# Start of Source material

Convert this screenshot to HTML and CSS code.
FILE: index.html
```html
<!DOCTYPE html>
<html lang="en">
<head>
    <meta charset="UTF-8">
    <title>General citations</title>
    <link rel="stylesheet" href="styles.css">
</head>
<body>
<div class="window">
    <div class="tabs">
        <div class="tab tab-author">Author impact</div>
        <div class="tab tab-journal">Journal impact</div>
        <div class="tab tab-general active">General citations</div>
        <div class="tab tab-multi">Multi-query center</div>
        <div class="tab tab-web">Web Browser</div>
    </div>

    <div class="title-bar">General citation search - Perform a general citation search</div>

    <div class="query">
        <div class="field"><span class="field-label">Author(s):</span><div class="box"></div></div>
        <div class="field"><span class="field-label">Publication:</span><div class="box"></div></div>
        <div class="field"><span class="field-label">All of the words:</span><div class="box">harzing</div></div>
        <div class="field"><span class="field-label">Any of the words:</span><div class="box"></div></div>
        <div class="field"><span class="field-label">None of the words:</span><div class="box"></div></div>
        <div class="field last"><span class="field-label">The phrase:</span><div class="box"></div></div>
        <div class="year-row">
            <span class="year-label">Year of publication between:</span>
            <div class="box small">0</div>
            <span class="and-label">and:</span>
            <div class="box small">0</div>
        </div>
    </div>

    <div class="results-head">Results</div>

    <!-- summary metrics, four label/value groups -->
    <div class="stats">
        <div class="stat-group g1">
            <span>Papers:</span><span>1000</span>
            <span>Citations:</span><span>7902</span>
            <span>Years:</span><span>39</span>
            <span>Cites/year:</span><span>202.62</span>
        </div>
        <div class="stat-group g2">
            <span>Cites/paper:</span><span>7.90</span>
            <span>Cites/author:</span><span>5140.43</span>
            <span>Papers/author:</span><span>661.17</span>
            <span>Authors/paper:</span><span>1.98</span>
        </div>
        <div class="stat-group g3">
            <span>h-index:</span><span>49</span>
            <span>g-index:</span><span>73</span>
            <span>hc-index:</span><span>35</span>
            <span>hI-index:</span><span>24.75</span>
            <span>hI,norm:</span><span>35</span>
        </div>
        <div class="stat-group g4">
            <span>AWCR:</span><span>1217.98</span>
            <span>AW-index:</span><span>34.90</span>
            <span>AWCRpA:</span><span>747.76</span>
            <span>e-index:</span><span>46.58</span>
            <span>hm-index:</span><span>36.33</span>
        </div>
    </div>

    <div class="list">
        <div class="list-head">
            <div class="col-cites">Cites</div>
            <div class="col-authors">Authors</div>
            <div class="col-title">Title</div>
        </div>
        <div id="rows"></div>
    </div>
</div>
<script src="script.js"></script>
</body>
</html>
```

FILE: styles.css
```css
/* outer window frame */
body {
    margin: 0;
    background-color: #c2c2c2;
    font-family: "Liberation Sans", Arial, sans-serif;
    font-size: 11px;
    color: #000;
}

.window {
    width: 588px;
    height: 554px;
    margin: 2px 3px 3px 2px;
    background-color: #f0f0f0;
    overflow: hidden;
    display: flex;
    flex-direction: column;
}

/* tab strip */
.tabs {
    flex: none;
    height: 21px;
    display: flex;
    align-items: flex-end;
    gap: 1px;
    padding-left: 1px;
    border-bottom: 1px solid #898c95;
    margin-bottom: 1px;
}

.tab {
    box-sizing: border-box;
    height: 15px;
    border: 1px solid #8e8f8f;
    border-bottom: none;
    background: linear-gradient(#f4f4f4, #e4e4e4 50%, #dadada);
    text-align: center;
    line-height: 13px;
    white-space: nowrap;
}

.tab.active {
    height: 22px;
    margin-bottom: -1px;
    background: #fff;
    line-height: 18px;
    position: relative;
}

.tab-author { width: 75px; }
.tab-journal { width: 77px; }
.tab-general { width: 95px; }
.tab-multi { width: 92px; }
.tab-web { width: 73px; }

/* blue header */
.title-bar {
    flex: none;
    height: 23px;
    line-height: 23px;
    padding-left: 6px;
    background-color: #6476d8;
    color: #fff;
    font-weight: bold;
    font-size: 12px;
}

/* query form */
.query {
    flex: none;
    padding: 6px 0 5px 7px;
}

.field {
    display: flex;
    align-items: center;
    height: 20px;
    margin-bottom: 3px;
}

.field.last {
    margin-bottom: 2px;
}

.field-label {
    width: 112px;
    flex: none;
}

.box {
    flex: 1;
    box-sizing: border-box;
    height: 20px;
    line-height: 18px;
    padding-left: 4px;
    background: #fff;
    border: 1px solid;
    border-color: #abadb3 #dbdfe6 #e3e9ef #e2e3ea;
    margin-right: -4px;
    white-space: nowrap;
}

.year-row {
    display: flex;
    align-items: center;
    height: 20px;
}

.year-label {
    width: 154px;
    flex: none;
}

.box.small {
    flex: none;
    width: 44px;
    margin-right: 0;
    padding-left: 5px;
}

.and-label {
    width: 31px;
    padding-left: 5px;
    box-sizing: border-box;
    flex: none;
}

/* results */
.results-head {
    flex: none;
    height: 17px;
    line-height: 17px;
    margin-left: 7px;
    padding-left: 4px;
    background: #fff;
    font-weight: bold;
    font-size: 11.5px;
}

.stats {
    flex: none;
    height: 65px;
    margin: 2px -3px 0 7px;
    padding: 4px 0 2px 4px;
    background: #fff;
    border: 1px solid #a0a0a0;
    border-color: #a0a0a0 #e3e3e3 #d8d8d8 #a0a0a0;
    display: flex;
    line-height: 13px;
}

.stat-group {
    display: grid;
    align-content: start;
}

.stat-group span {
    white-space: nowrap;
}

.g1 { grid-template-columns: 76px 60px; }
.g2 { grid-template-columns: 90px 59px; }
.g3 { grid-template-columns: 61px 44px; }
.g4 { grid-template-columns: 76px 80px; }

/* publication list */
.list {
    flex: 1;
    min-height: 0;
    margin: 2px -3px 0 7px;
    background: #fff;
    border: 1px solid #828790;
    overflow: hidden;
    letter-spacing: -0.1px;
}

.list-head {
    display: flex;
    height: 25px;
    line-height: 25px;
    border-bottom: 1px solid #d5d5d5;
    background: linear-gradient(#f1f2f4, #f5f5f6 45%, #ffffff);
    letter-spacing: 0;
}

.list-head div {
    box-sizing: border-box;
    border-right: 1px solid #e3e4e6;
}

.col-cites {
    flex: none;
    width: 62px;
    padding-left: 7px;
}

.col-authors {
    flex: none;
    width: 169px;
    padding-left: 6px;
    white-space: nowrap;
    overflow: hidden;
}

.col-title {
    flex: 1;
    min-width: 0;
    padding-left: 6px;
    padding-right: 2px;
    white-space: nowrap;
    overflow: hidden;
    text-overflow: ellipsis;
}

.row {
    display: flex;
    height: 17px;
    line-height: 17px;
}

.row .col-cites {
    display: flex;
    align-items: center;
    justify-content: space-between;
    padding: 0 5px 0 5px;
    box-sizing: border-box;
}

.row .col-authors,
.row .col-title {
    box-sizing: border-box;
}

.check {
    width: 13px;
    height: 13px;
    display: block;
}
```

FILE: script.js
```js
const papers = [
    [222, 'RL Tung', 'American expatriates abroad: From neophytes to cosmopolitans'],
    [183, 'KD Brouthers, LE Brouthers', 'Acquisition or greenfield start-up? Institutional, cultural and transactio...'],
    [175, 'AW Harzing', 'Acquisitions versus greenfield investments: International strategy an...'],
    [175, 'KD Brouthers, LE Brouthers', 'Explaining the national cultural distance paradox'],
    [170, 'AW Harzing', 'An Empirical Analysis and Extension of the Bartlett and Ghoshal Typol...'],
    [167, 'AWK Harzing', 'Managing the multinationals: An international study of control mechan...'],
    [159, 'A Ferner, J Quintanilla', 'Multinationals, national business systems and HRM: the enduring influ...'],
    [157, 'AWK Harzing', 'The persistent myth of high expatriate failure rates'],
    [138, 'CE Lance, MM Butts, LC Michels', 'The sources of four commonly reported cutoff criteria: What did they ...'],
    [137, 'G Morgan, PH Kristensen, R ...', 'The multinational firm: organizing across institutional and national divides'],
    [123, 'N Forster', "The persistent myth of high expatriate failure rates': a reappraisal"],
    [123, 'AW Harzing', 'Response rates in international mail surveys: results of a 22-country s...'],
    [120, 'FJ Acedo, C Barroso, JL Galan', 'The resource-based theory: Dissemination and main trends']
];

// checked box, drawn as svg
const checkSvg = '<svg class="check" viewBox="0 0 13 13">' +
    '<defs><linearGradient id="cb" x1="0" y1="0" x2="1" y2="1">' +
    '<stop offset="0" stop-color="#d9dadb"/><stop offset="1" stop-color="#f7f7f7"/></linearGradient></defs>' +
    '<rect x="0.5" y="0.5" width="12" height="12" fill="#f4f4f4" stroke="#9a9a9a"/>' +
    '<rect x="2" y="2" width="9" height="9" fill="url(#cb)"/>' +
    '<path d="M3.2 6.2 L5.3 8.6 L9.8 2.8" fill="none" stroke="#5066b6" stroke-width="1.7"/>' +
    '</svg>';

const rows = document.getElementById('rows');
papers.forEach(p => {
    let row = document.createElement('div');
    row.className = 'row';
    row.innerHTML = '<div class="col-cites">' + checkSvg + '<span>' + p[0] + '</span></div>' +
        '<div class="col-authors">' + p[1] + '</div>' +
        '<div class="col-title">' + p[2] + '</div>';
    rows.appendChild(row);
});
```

# End of Source material
# Start of Source material

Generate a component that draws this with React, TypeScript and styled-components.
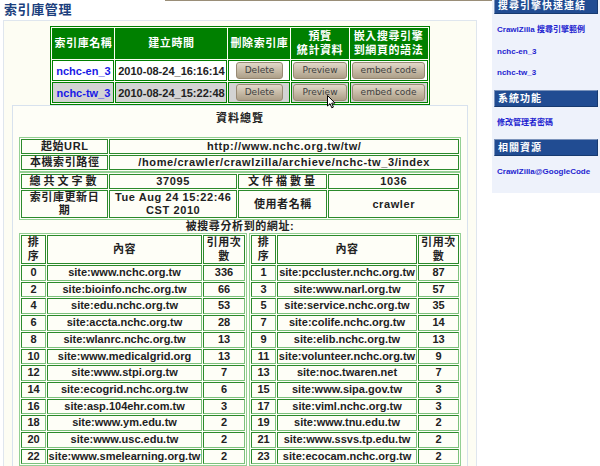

# End of Source material
# Start of Source material

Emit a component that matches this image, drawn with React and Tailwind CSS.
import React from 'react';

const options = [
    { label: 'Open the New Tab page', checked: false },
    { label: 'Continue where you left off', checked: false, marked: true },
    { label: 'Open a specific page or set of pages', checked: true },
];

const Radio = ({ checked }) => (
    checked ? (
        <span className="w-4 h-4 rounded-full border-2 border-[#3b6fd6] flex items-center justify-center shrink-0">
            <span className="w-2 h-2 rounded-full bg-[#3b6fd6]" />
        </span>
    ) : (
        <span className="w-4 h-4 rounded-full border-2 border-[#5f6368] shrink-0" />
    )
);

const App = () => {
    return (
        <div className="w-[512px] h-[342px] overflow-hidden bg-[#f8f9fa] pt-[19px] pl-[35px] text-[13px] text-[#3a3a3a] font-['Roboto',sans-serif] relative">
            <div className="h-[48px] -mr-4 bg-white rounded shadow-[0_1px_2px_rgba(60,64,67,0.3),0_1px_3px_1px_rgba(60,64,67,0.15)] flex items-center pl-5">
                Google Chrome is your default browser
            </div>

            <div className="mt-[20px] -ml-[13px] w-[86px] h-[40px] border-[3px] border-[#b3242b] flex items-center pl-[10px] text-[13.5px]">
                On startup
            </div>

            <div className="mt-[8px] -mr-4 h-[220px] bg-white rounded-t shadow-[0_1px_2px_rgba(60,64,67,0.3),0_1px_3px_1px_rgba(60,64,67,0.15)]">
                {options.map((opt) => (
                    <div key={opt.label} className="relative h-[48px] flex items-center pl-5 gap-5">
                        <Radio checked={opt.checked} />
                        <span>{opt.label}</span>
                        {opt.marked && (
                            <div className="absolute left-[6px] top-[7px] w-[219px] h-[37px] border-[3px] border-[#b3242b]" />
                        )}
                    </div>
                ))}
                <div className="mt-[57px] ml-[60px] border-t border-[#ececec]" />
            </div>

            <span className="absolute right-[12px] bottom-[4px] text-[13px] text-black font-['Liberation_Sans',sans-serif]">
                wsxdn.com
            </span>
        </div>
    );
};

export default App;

# End of Source material

_Required task_
Which lines of the material contain the string "that"? List each of them.

_Answer for this exercise_
Generate a component that draws this with React, TypeScript and styled-components.
Emit a component that matches this image, drawn with React and Tailwind CSS.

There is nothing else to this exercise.